Sin embargo, fue ahí, en la cárcel de Reading donde Wilde se quitó la máscara por primera vez, dando a conocer su yo más íntimo y sobrecogedor. Sumido en una profunda depresión escribe, De profundis, una carta dirigida a su antiguo amante. En ella aparecen sentencias como “la pena, a diferencia de la verdad, no lleva máscara” o “el vicio supremo es la superficialidad”, que desdicen de un plumazo toda su producción vital y artística previa.
Queda pendiente decidir si se le debe exigir a un artista coherencia entre su vida y obra. Aquí cabe imaginarse a Sartre moviendo de arriba abajo su doctrinal estrabismo en forma de asentimiento. Pero seamos benignos: a la hora de la verdad, cada creador cataliza sus nauseas, miserias y contradicciones como buenamente sabe o puede. Y más si, encima, al otro lado del espejo se asoma con persistente lubricidad la vanidad del ego y el aplauso del público.

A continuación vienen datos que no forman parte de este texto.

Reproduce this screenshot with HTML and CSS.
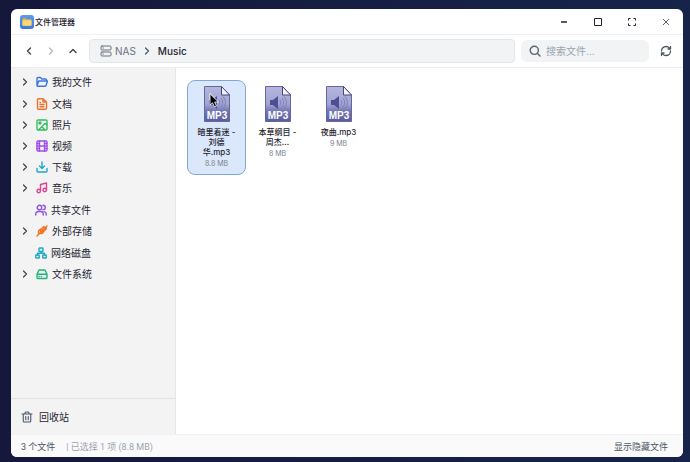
FILE: index.html
```html
<!DOCTYPE html>
<html lang="zh-CN">
<head>
    <meta charset="UTF-8">
    <title>文件管理器</title>
    <link rel="stylesheet" href="styles.css">
</head>
<body>
    <svg class="sprite" width="0" height="0">
        <defs>
            <linearGradient id="pageFill" x1="0" y1="0" x2="0" y2="1">
                <stop offset="0" stop-color="#b4b6dc"/>
                <stop offset="0.5" stop-color="#a3a5d2"/>
                <stop offset="0.7" stop-color="#7376b4"/>
                <stop offset="1" stop-color="#5a5c9c"/>
            </linearGradient>
            <linearGradient id="appFill" x1="0" y1="0" x2="0" y2="1">
                <stop offset="0" stop-color="#5b9bf0"/>
                <stop offset="1" stop-color="#3c78dc"/>
            </linearGradient>
        </defs>
        <symbol id="chevron" viewBox="0 0 12 12">
            <path d="M4.5 3 L7.5 6 L4.5 9"/>
        </symbol>
        <symbol id="page" viewBox="0 0 26 36">
            <path d="M0.5 0.5 H17.5 L25.5 9 V35.5 H0.5 Z" fill="url(#pageFill)" stroke="#6567a0"/>
            <path d="M17.5 0.5 V9 H25.5 Z" fill="#f4f4fc" stroke="#45477f"/>
            <path d="M5 14 H8 L13 10 V23 L8 19 H5 Z" fill="#4c4f94" stroke="none"/>
            <path d="M15 14 Q17 16.500 15 19 M17 12 Q20.500 16.500 17 21 M19 10.500 Q24 16.500 19 22.500" fill="none" stroke="#7c7fbb"/>
        </symbol>
    </svg>

    <div class="window">
        <header class="titlebar">
            <svg class="app-icon" viewBox="0 0 14 14">
                <rect width="14" height="14" rx="3" fill="url(#appFill)"/>
                <path d="M2.500 4 Q2.500 3.300 3.200 3.300 H5.500 L6.500 4.300 H10.800 Q11.500 4.300 11.500 5 V10 Q11.500 10.700 10.800 10.700 H3.200 Q2.500 10.700 2.500 10 Z" fill="#e9b23c"/>
                <rect x="2.500" y="5.300" width="9" height="5.400" rx="0.700" fill="#fbd978"/>
            </svg>
            <h1 class="title">文件管理器</h1>
            <div class="window-controls">
                <button type="button" aria-label="最小化"><svg viewBox="0 0 12 12"><path d="M3 6 H9" stroke-width="1.500"/></svg></button>
                <button type="button" aria-label="最大化"><svg viewBox="0 0 12 12"><path d="M2.500 2.500 H9.500 V9.500 H2.500 Z"/></svg></button>
                <button type="button" aria-label="全屏"><svg viewBox="0 0 12 12"><path d="M2.500 4.500 V2.500 H4.500 M7.500 2.500 H9.500 V4.500 M9.500 7.500 V9.500 H7.500 M4.500 9.500 H2.500 V7.500"/></svg></button>
                <button type="button" class="close" aria-label="关闭"><svg viewBox="0 0 12 12"><path d="M3 3 L9 9 M9 3 L3 9"/></svg></button>
            </div>
        </header>

        <div class="toolbar">
            <div class="nav-buttons">
                <button type="button" aria-label="后退"><svg viewBox="0 0 12 12"><path d="M7.500 3 L4.500 6 L7.500 9"/></svg></button>
                <button type="button" aria-label="前进" disabled><svg viewBox="0 0 12 12"><path d="M4.500 3 L7.500 6 L4.500 9"/></svg></button>
                <button type="button" aria-label="上一级"><svg viewBox="0 0 12 12"><path d="M3 7.500 L6 4.500 L9 7.500"/></svg></button>
            </div>
            <nav class="address">
                <svg class="server" viewBox="0 0 12 12"><rect x="1" y="1" width="10" height="4" rx="1"/><rect x="1" y="7" width="10" height="4" rx="1"/><path d="M3 3 H3.500 M3 9 H3.500"/></svg>
                <a href="#" class="crumb">NAS</a>
                <svg class="crumb-arrow"><use href="#chevron"/></svg>
                <a href="#" class="crumb current">Music</a>
            </nav>
            <label class="search">
                <svg viewBox="0 0 12 12"><circle cx="5.300" cy="5.300" r="4.100"/><path d="M8.300 8.300 L11 11"/></svg>
                <input type="text" placeholder="搜索文件..." aria-label="搜索文件">
            </label>
            <button type="button" class="refresh" aria-label="刷新">
                <svg viewBox="0 0 24 24"><path d="M3 12 a9 9 0 0 1 9-9 9.750 9.750 0 0 1 6.740 2.740 L21 8 M21 3 v5 h-5 M21 12 a9 9 0 0 1-9 9 9.750 9.750 0 0 1-6.740-2.740 L3 16 M8 16 H3 v5"/></svg>
            </button>
        </div>

        <div class="main">
            <aside class="sidebar">
                <nav class="tree">
                    <div class="group">
                        <button type="button" class="node blue"><svg class="arrow"><use href="#chevron"/></svg><svg class="icon" viewBox="0 0 24 24"><path d="M2 19 V5 a2 2 0 0 1 2-2 h5 l3 3 h7 a2 2 0 0 1 2 2 v2 M2 19 l3.500-9 H23 l-3 9 a2 2 0 0 1-2 1.500 H4 a2 2 0 0 1-2-1.500"/></svg>我的文件</button>
                    </div>
                    <div class="group">
                        <button type="button" class="node orange"><svg class="arrow"><use href="#chevron"/></svg><svg class="icon" viewBox="0 0 24 24"><path d="M14 1.500 H5 a2 2 0 0 0-2 2 v17 a2 2 0 0 0 2 2 h14 a2 2 0 0 0 2-2 V8 Z M14 2 v6 h6 M8 9 h1 M8 13 h8 M8 17.500 h8"/></svg>文档</button>
                        <button type="button" class="node green"><svg class="arrow"><use href="#chevron"/></svg><svg class="icon" viewBox="0 0 24 24"><rect x="2" y="2" width="20" height="20" rx="2"/><circle cx="8" cy="8" r="2"/><path d="M22 11 l-4-2 L5 22 M13 17 l4 4"/></svg>照片</button>
                        <button type="button" class="node purple"><svg class="arrow"><use href="#chevron"/></svg><svg class="icon" viewBox="0 0 24 24"><rect x="2" y="2" width="20" height="20" rx="2"/><path d="M7 2 v20 M17 2 v20 M2 7 h5 M2 12 h20 M2 17 h5 M17 7 h5 M17 17 h5"/></svg>视频</button>
                        <button type="button" class="node cyan"><svg class="arrow"><use href="#chevron"/></svg><svg class="icon" viewBox="0 0 24 24"><path d="M2 15 v5 a2 2 0 0 0 2 2 h16 a2 2 0 0 0 2-2 v-5 M7 10 l5 5 5-5 M12 15 V2"/></svg>下载</button>
                        <button type="button" class="node pink"><svg class="arrow"><use href="#chevron"/></svg><svg class="icon" viewBox="0 0 24 24"><path d="M9 18 V5 l12-3 v14"/><circle cx="5.500" cy="18" r="3.500"/><circle cx="17.500" cy="16" r="3.500"/></svg>音乐</button>
                    </div>
                    <div class="group">
                        <button type="button" class="node leaf violet"><svg class="icon" viewBox="0 0 24 24"><circle cx="9" cy="7" r="4.500"/><path d="M1.500 22 v-2 a5 5 0 0 1 5-5 h5 a5 5 0 0 1 5 5 v2 M16 2.500 a4.500 4.500 0 0 1 0 9 M22.500 22 v-2 a5 5 0 0 0-4-4.800"/></svg>共享文件</button>
                        <button type="button" class="node amber"><svg class="arrow"><use href="#chevron"/></svg><svg class="icon" viewBox="0 0 24 24"><path d="M2 22 L22 2 M5 18 V12 L9 8 V14 M7 17 H12 L16 13 H11 M12 10 V6 L16 3 V8 M14 10 H19 L21 6"/></svg>外部存储</button>
                    </div>
                    <div class="group">
                        <button type="button" class="node leaf teal"><svg class="icon" viewBox="0 0 24 24"><rect x="8" y="2" width="8" height="7" rx="1"/><rect x="1.500" y="16" width="7" height="6" rx="1"/><rect x="15.500" y="16" width="7" height="6" rx="1"/><path d="M5 16 v-3.500 h14 V16 M12 9 v3.500"/></svg>网络磁盘</button>
                        <button type="button" class="node emerald"><svg class="arrow"><use href="#chevron"/></svg><svg class="icon" viewBox="0 0 24 24"><path d="M22 12.500 H2 M6 4 h12 l4 8.500 V19 a2 2 0 0 1-2 2 H4 a2 2 0 0 1-2-2 v-6.500 Z M6 17 h0.500 M10.500 17 h0.500"/></svg>文件系统</button>
                    </div>
                </nav>
                <button type="button" class="trash">
                    <svg viewBox="0 0 24 24"><path d="M2 6 h20 M19.500 6 v14 a2 2 0 0 1-2 2 h-11 a2 2 0 0 1-2-2 V6 M8 6 V4 a2 2 0 0 1 2-2 h4 a2 2 0 0 1 2 2 v2 M9.500 11 v6.500 M14.500 11 v6.500"/></svg>
                    回收站
                </button>
            </aside>

            <main class="files">
                <button type="button" class="file selected">
                    <svg class="file-icon" viewBox="0 0 26 36"><use href="#page"/><text x="13" y="33" text-anchor="middle" class="file-type">MP3</text></svg>
                    <span class="file-name">暗里着迷 - 刘德华.mp3</span>
                    <span class="file-size">8.8 MB</span>
                    <svg class="pointer" viewBox="0 0 10 15"><path d="M1 1 V12 L3.500 9.800 L5.500 14 L7.500 13 L5.600 9 H9 Z" fill="#000" stroke="#fff" stroke-width="0.800"/></svg>
                </button>
                <button type="button" class="file">
                    <svg class="file-icon" viewBox="0 0 26 36"><use href="#page"/><text x="13" y="33" text-anchor="middle" class="file-type">MP3</text></svg>
                    <span class="file-name">本草纲目 - 周杰...</span>
                    <span class="file-size">8 MB</span>
                </button>
                <button type="button" class="file">
                    <svg class="file-icon" viewBox="0 0 26 36"><use href="#page"/><text x="13" y="33" text-anchor="middle" class="file-type">MP3</text></svg>
                    <span class="file-name">夜曲.mp3</span>
                    <span class="file-size">9 MB</span>
                </button>
            </main>
        </div>

        <footer class="statusbar">
            <span>3 个文件</span>
            <span class="selection">| 已选择 1 项 (8.8 MB)</span>
            <button type="button" class="toggle-hidden">显示隐藏文件</button>
        </footer>
    </div>
</body>
</html>
```
FILE: styles.css
```css
* {
    box-sizing: border-box;
}

body {
    margin: 0;
    min-height: 100vh;
    padding: 9px 7px 5px 11px;
    display: flex;
    background: linear-gradient(to right, #15183a, #16244a);
    font-family: Inter, "Noto Sans CJK SC", sans-serif;
    font-size: 10px;
    color: #1f2430;
}

button {
    border: none;
    padding: 0;
    background: none;
    font: inherit;
    color: inherit;
    cursor: pointer;
}

svg {
    flex: none;
    fill: none;
    stroke: currentColor;
    stroke-linecap: round;
    stroke-linejoin: round;
}

.sprite {
    position: absolute;
}

.window {
    flex: 1;
    display: flex;
    flex-direction: column;
    background: #fff;
    border-radius: 6px;
    overflow: hidden;
}

/* Title bar */
.titlebar {
    display: flex;
    align-items: center;
    height: 26px;
    padding-left: 9px;
    border-bottom: 1px solid #f0f0f2;
}

.app-icon {
    width: 14px;
    height: 14px;
    margin-right: 1px;
    stroke: none;
}

.title {
    flex: 1;
    margin: 0;
    font-size: 8px;
    font-weight: 500;
}

.window-controls {
    display: flex;
}

.window-controls button {
    display: flex;
    align-items: center;
    justify-content: center;
    width: 34px;
    height: 25px;
}

.window-controls svg {
    width: 12px;
    height: 12px;
    stroke-linecap: butt;
}

.window-controls .close {
    color: #5c616b;
}

/* Toolbar */
.toolbar {
    display: flex;
    align-items: center;
    height: 33px;
    padding: 0 11px 0 7px;
    border-bottom: 1px solid #ececef;
}

.nav-buttons {
    display: flex;
    margin-right: 5px;
}

.nav-buttons button {
    display: flex;
    align-items: center;
    justify-content: center;
    width: 22px;
    height: 22px;
    color: #3d424d;
}

.nav-buttons button:disabled {
    color: #b4b7be;
}

.nav-buttons svg {
    width: 12px;
    height: 12px;
    stroke-width: 1.4;
}

.address {
    flex: 1;
    display: flex;
    align-items: center;
    height: 24px;
    padding-left: 10px;
    background: #f1f3f5;
    border: 1px solid #e2e5e9;
    border-radius: 4px;
}

.server {
    width: 12px;
    height: 12px;
    margin-right: 3px;
    color: #6b7280;
}

.crumb {
    color: #6b7280;
    text-decoration: none;
}

.crumb.current {
    color: #1f2430;
    font-weight: 500;
}

.crumb-arrow {
    width: 12px;
    height: 12px;
    margin: 0 5px;
    color: #4b5563;
    stroke-width: 1.2;
}

.search {
    display: flex;
    align-items: center;
    width: 128px;
    height: 22px;
    margin-left: 6px;
    padding: 0 8px;
    background: #f1f3f5;
    border-radius: 6px;
}

.search svg {
    width: 12px;
    height: 12px;
    margin-right: 5px;
    color: #5c6370;
    stroke-width: 1.4;
}

.search input {
    flex: 1;
    min-width: 0;
    padding: 0;
    border: none;
    outline: none;
    background: none;
    font: inherit;
    color: inherit;
}

.search input::placeholder {
    color: #9ca3af;
}

.refresh {
    display: flex;
    margin-left: 11px;
    color: #4b5563;
}

.refresh svg {
    width: 12px;
    height: 12px;
    stroke-width: 2.6;
}

/* Sidebar */
.main {
    flex: 1;
    display: flex;
}

.sidebar {
    display: flex;
    flex-direction: column;
    width: 165px;
    background: #f3f3f4;
    border-right: 1px solid #e6e6e8;
}

.tree {
    flex: 1;
    display: flex;
    flex-direction: column;
    gap: 1px;
    padding-top: 3px;
}

.node {
    display: flex;
    align-items: center;
    width: 100%;
    height: 21px;
    padding-left: 8px;
}

.node.leaf {
    padding-left: 24px;
}

.arrow {
    width: 12px;
    height: 12px;
    margin-right: 5px;
    color: #3d424d;
    stroke-width: 1.2;
}

.icon {
    width: 12px;
    height: 12px;
    margin-right: 4px;
    stroke-width: 2.8;
}

.blue .icon { color: #3b76e8; }
.orange .icon { color: #f0722a; }
.green .icon { color: #35bd62; }
.purple .icon { color: #a04fe8; }
.cyan .icon { color: #1ba9c8; }
.pink .icon { color: #dc4494; }
.violet .icon { color: #8b52e6; }
.amber .icon { color: #ec7424; }
.teal .icon { color: #1cabc6; }
.emerald .icon { color: #20b37c; }

.trash {
    display: flex;
    align-items: center;
    height: 36px;
    padding-left: 10px;
    border-top: 1px solid #e2e2e5;
}

.trash svg {
    width: 12px;
    height: 12px;
    margin-right: 6px;
    color: #4b5563;
    stroke-width: 2.2;
}

/* File grid */
.files {
    flex: 1;
    display: flex;
    flex-wrap: wrap;
    align-items: flex-start;
    align-content: flex-start;
    gap: 2px;
    padding: 12px 11px;
}

.file {
    position: relative;
    display: flex;
    flex-direction: column;
    align-items: center;
    width: 59px;
    padding: 5px 8px 6px;
    border: 1px solid transparent;
    border-radius: 8px;
    text-align: center;
}

.file.selected {
    background: #dbe8fb;
    border-color: #7ea9d6;
}

.file-icon {
    width: 26px;
    height: 36px;
    margin-bottom: 5px;
    stroke-linejoin: miter;
    stroke-linecap: butt;
}

.file-type {
    font: bold 10px "Liberation Sans", sans-serif;
    fill: #fff;
    stroke: none;
}

.file-name {
    font-size: 8px;
    line-height: 10px;
    font-weight: 500;
}

.file-size {
    margin-top: 2px;
    font-size: 7px;
    line-height: 9px;
    color: #7d828c;
}

.pointer {
    position: absolute;
    top: 12px;
    left: 21px;
    width: 10px;
    height: 15px;
}

/* Status bar */
.statusbar {
    display: flex;
    align-items: center;
    height: 23px;
    padding: 0 15px 0 10px;
    background: #fafafb;
    border-top: 1px solid #f0f0f2;
    font-family: Roboto, "Noto Sans CJK SC", sans-serif;
    font-size: 9px;
    color: #4b5563;
}

.selection {
    margin-left: 11px;
    color: #9ca3af;
}

.toggle-hidden {
    margin-left: auto;
}
```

Y esa fue sin duda, la mayor debilidad de Wilde, lo que en realidad despierta sentimientos más cercanos a la piedad que al reproche. “Puedo resistir todo menos la tentación”, asegura Lord Darligton en El abanico de lady Windermere. Wilde también sucumbió a la tentación de hacer de sí mismo su mejor personaje, y de su vida una completa obra de arte entregada al público. Siempre único, pero casi nunca él mismo. «Había sabido crear, a modo de fachada de su auténtica personalidad, un divertido fantasma, que él interpretaba con ingenio”,decía André Gide, quien le conoció en el mustio exilio parisino que le aguardó tras salir de la cárcel.
Por eso cuesta disfrutar impunemente de obras como El abanico de lady Windermere, después de haber leído De profundis y La balada de la cárcel de Reading. Porque algo sonará irremediablemente a impostura, a pose intelectual, a la más deliciosa y superficial de las farsas. Pero el trasfondo será amargo, como lo son las verdades más profundas. Por eso, no extraña que la conciencia se subleve exigiendo algo, algo más, en el momento en que descubre que de moral a inmoral ya no hay sólo dos letras ocurrentes, sino una vida de apariencias tristemente desenmascaradas.